By Justin Toscano
Tim Kempton Jr. admitted his NBA future is unclear because he doesn’t know whether he will be drafted on June 22 or if he will need to go the free agency route. But on Friday, he saw a dream come true.
Tim Kempton Sr., now a radio color commentator for Phoenix Suns games, played for the organization during the 1992-93 season where the team won a franchise-record 62 games and went all the way to the NBA Finals. Tim Jr. wasn’t born until a couple years after that, so he wasn’t around to witness it.
But he did grow up a Suns fan and saw the electrifying Steve Nash era turn into the present day, where the organization has had top draft picks for a few years in a row now. As a fan, he has followed the rebuilding efforts and Friday was his chance to prove he could be a part of them.
“It’s surreal. To kind of even think of that is one thing, but then to come out here and have that experience is a whole different opportunity,” Tim Jr. said. “I’m thankful for all the NBA workouts I’ve done, but this one will hold a special place in my heart and my mind, whatever happens.”
Tim Jr., a former Brophy College Preparatory standout, was a two-time Patriot League Player of the Year during his four years at Lehigh. He also totaled the most rebounds (1,095) in school and conference history during his college career.
Those interested may not find Tim Jr. on many mock drafts, but he said he feels as if he has a place in the NBA. He scored 20.4 points per game during his senior year and ended with 21 double-doubles, good for seventh in the nation.

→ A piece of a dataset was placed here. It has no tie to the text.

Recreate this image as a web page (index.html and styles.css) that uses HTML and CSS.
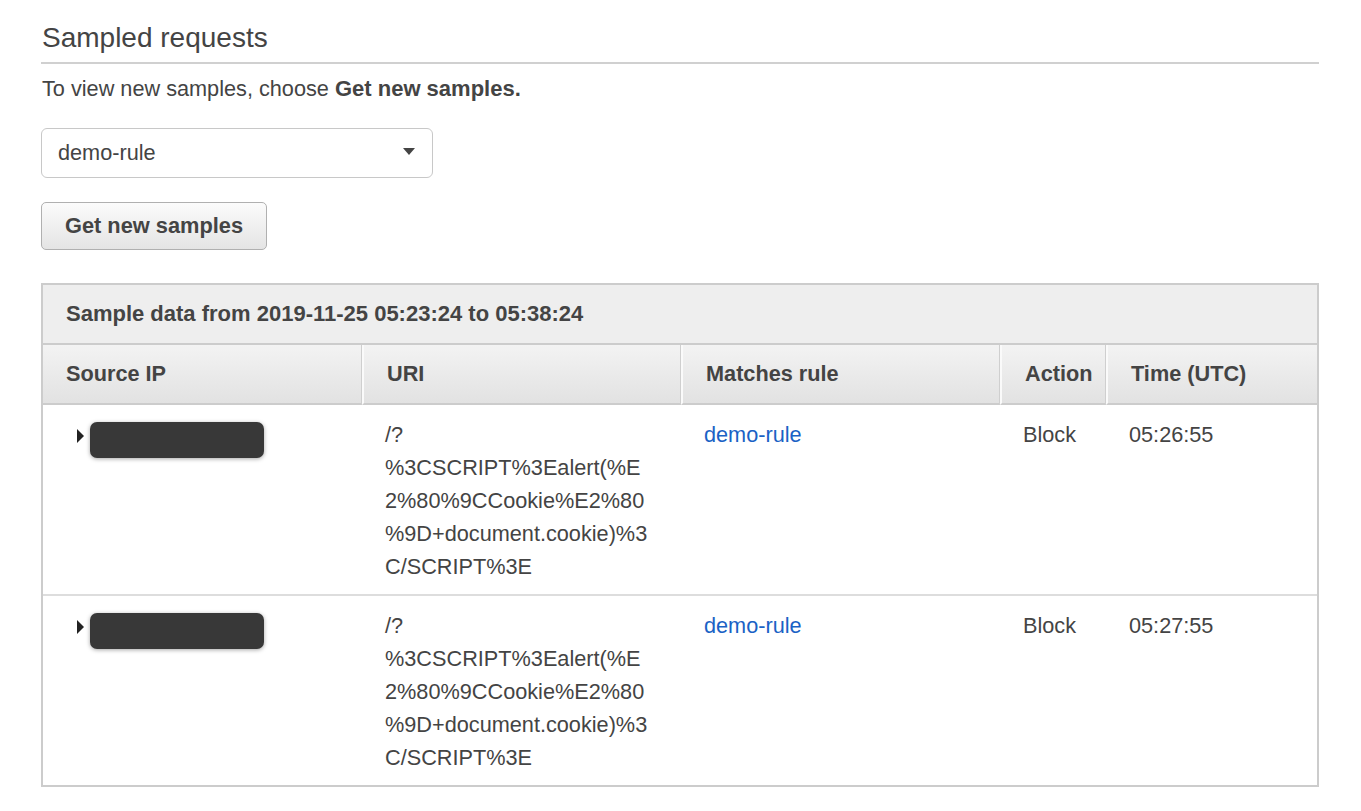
FILE: index.html
```html
<!DOCTYPE html>
<html lang="en">
<head>
<meta charset="utf-8">
<title>Sampled requests</title>
<link rel="stylesheet" href="styles.css">
</head>
<body>
<div class="page">
  <h2 class="title">Sampled requests</h2>
  <p class="hint">To view new samples, choose <b>Get new samples.</b></p>
  <div class="select">
    <span class="select-value">demo-rule</span>
    <svg class="caret" width="12" height="7" viewBox="0 0 12 7"><path d="M0 0h12L6 7z" fill="#444"/></svg>
  </div>
  <button class="btn" type="button">Get new samples</button>

  <table class="samples">
    <colgroup>
      <col class="c1"><col class="c2"><col class="c3"><col class="c4"><col class="c5">
    </colgroup>
    <thead>
      <tr><th class="range" colspan="5">Sample data from 2019-11-25 05:23:24 to 05:38:24</th></tr>
      <tr class="heads">
        <th>Source IP</th>
        <th>URI</th>
        <th>Matches rule</th>
        <th>Action</th>
        <th>Time (UTC)</th>
      </tr>
    </thead>
    <tbody>
      <tr>
        <td class="ip"><span class="expander"></span><span class="redacted"></span></td>
        <td class="uri">/?<br>%3CSCRIPT%3Ealert(%E2%80%9CCookie%E2%80%9D+document.cookie)%3C/SCRIPT%3E</td>
        <td><a class="link" href="#">demo-rule</a></td>
        <td>Block</td>
        <td>05:26:55</td>
      </tr>
      <tr>
        <td class="ip"><span class="expander"></span><span class="redacted"></span></td>
        <td class="uri">/?<br>%3CSCRIPT%3Ealert(%E2%80%9CCookie%E2%80%9D+document.cookie)%3C/SCRIPT%3E</td>
        <td><a class="link" href="#">demo-rule</a></td>
        <td>Block</td>
        <td>05:27:55</td>
      </tr>
    </tbody>
  </table>
</div>
</body>
</html>
```

FILE: styles.css
```css
* { box-sizing: border-box; }

html, body {
  margin: 0;
  padding: 0;
  background: #fff;
}

body {
  font-family: "Liberation Sans", Arial, sans-serif;
  font-size: 21.7px;
  color: #444;
}

.page {
  width: 1319px;
  padding: 22px 0 0 41px;
}

.title {
  margin: 0;
  font-size: 28px;
  font-weight: normal;
  line-height: 31px;
  color: #444;
  padding: 0 0 9px 1px;
  border-bottom: 2px solid #d0d0d0;
}

.hint {
  margin: 8px 0 0 1px;
  line-height: 33px;
}

.hint b { font-weight: bold; font-size: 22px; }

.select {
  margin-top: 23px;
  width: 392px;
  height: 50px;
  border: 1px solid #c8c8c8;
  border-radius: 6px;
  display: flex;
  align-items: center;
  justify-content: space-between;
  padding: 0 17px 0 16px;
}

.select-value { line-height: 1; }

.caret { display: block; margin-top: -3px; }

.btn {
  display: block;
  margin-top: 24px;
  width: 226px;
  height: 48px;
  font-family: inherit;
  font-size: 21.8px;
  font-weight: bold;
  color: #444;
  border: 1px solid #b0b0b0;
  border-radius: 5px;
  background: linear-gradient(#fbfbfb, #e4e4e4);
  padding: 0;
}

.samples {
  margin-top: 33px;
  width: 1278px;
  border: 2px solid #ccc;
  border-collapse: separate;
  border-spacing: 0;
  table-layout: fixed;
}

.c1, .c2, .c3 { width: 319px; }
.c4 { width: 106px; }

.samples th {
  text-align: left;
  font-weight: bold;
  color: #444;
}

.range {
  height: 60px;
  font-size: 22px;
  background: #eee;
  padding: 0 0 0 23px;
  border-bottom: 2px solid #ccc;
}

.heads th {
  height: 60px;
  padding: 0 0 0 23px;
  background: linear-gradient(#f3f3f3, #e2e2e2);
  border-bottom: 2px solid #ccc;
}

.heads th:not(:last-child) { border-right: 1px solid #cfcfcf; }
.heads th + th { border-left: 2px solid #fafafa; }

.samples td {
  vertical-align: top;
  padding: 13px 12px 11px 23px;
  line-height: 33px;
  border-bottom: 2px solid #ddd;
}

.samples tbody tr:last-child td { border-bottom: none; }

.samples td.ip {
  padding-left: 34px;
  padding-top: 17px;
}

.samples td.uri {
  overflow-wrap: anywhere;
  padding-right: 31px;
}

.expander {
  display: inline-block;
  vertical-align: middle;
  width: 0;
  height: 0;
  border-top: 7px solid transparent;
  border-bottom: 7px solid transparent;
  border-left: 7px solid #222;
  margin-right: 6px;
  position: relative;
  top: -4px;
}

.redacted {
  display: inline-block;
  vertical-align: middle;
  width: 174px;
  height: 36px;
  border-radius: 7px;
  background: #383838;
  box-shadow: 0 1px 4px rgba(0, 0, 0, 0.35);
}

.link {
  color: #1a62c5;
  text-decoration: none;
}
```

If looking at the transition the game is making, his 41.1 percent from 3-point range as a senior is also an encouraging stat. Before his workout, Tim Jr. saw current Suns big man Alex Len on the practice floor working on his 3-point shot.
He said his passing and shooting ability could help the Suns.
“Having Len on the inside and being able to play that two-man game with Len finishing inside is something that I think I can come in and faster right away,” Tim Jr. said. “I think I could complement Alan (Williams’) mentality on the boards and just the blue-collar working mentality. Then just being able to stretch the floor with Booker and the guards they have on the floor nowadays.”
Tim Jr. is the oldest of four Kempton kids. One of his younger brothers, Michael, plays basketball at Division III Williams College. Another, Matthew, just graduated from Brophy Prep and is committed to play football at Northern Arizona University. The youngest attends school at Xavier College Preparatory.
Matthew said he remembers the days when Tim Jr. was entering high school and couldn’t even run properly because he was tall, lanky and a bit awkward. He’s come a long way since those days.
“He’s just always been someone who’s really committed his time to becoming better,” Matthew said. “I guess there’s just a lot of times I can look back and see us playing and working out. He’s always asking us if we want to go work out and stuff.”
Tim Jr. said while constantly traveling and working out for various NBA teams may by physically taxing, players in his position are supposed to take care of their bodies. Add the help from NBA training staffs and he said the physical aspect isn’t as much of an issue.
But mentally persevering through each workout is more difficult.
“Being able to wake up every day with that same go get ‘em mentality and just being able to go out there and seize the opportunity is the hardest part,” Tim Jr. said.
Asked if the bloodline would help him, Tim Jr. said that probably won’t take him very far in today’s NBA. However, it may help in a certain way because he’s been around the game for so long.
“There’s a certain sense you get when you’re around the gym from day one,” Suns assistant general manager Pat Connelly said following Kempton’s workout. “A great feel for the game is the thing that usually pops out with kids like that.”
He and his family hope he seized Friday’s opportunity because if so, it could strengthen his chances of one day playing for his hometown team. It could perhaps mean he may receive an opportunity with the franchise his dad played for and is still involved with.
Tim Jr. may not be a top prospect on draft boards, but he could potentially be a fit in today’s NBA because of his 6-foot-10 frame and shooting ability.
Not to mention the blue-collar mentality he’s proud of, and the one that continues to inspire his siblings.
“He’s accomplished what he has and has gotten to where he has through a lot of hard work,” Matthew said. “Nothing really has been given to him. He made a name for himself, he didn’t piggyback off anyone.”
Tim Jr. said he will be in Los Angeles and other places for pre-draft workouts next week. As one would expect, he doesn’t get many off days while trying to show NBA teams he deserves a shot to make the jump to the next level.
But when he does, his destination may be set.
“I think most Arizona people don’t go see the Grand Canyon, so I haven’t seen the Grand Canyon,” he said.
He’s worked so hard his entire life to be in position to achieve a lifelong dream, so he may have earned himself a break.